The United Nations refugee agency (UNHCR) says thousands of Afghan refugees have been returning home from Iran, but it says thousands more are fleeing southern Afghanistan into Pakistan because of fighting and lawlessness. Meanwhile, other U.N. agencies are trying to expand the distribution of medical supplies and food in the capital, Kabul.
The United Nations refugee agency says the number of Afghans fleeing the region between Kandahar and Spin Boldak area has nearly tripled, with over a thousand refugees arriving on Thursday at the agency's facilities in Chaman inside Pakistan.
Peter Kessler of the UNHCR says some 12,000 Afghans arrived in recent weeks and others may be passing thorough the frontier at unpatrolled areas and filtering into places like Quetta in Pakistan. "The Afghans who have arrived in the Chaman area, speak about increasing insecurity in the Kandahar-Spin Boldak area. There are concerns about lawlessness, fears of banditry along the road between Spin Boldak and Kandahar. These are desperate people. These are people who have no other way to get any further from the border," Mr. Kessler explained.

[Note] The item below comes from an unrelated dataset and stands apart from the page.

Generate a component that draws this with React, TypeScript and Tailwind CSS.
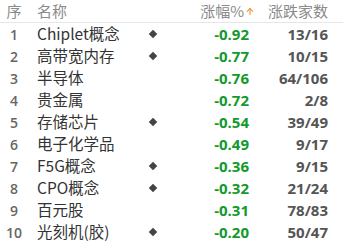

The World Food Program (WFP) says the continuing insecurity in southern Afghanistan has made most of the area off-limits to food distribution. It says it is trying to feed 17,000 vulnerable Afghans in camps close to Spin Boldak. Officials also have plans to start providing food to more than one million residents of the Afghan capital, Kabul very soon.
WFP spokeswoman Christiane Bertiaume says the agency has now employed over 2,000 Afghan women to find out the food needs of households headed by women. "Those 2,400 have been hired to go, knock door by door to go inside, check what are the needs and register the people. Give them a register card so they come and pick up the food," she said.
Ms. Bertiaume says the WFP hopes to start school feeding programs for boys and girls once Afghanistan's educational system is operating.
Meanwhile, local health authorities in Kabul have called on the World Health Organization (WHO) to lead the rebuilding of medical services in the city. Spokesman Gregory Hartl says the WHO has examined a number of hospitals in the Kabul area.
"We have done an assessment of 72 hospitals and looked at the conditions there and found that of the 72, 47 were listed as fair in the services they were able to provide. Twenty-two were rated at poor and the other three were rated as being good so there is still a range of what is available in Kabul. Obviously health services have decreased to a significant extent," he said.
The WHO says it will make HIV-AIDS counseling and awareness an important element in rebuilding Afghanistan's health services.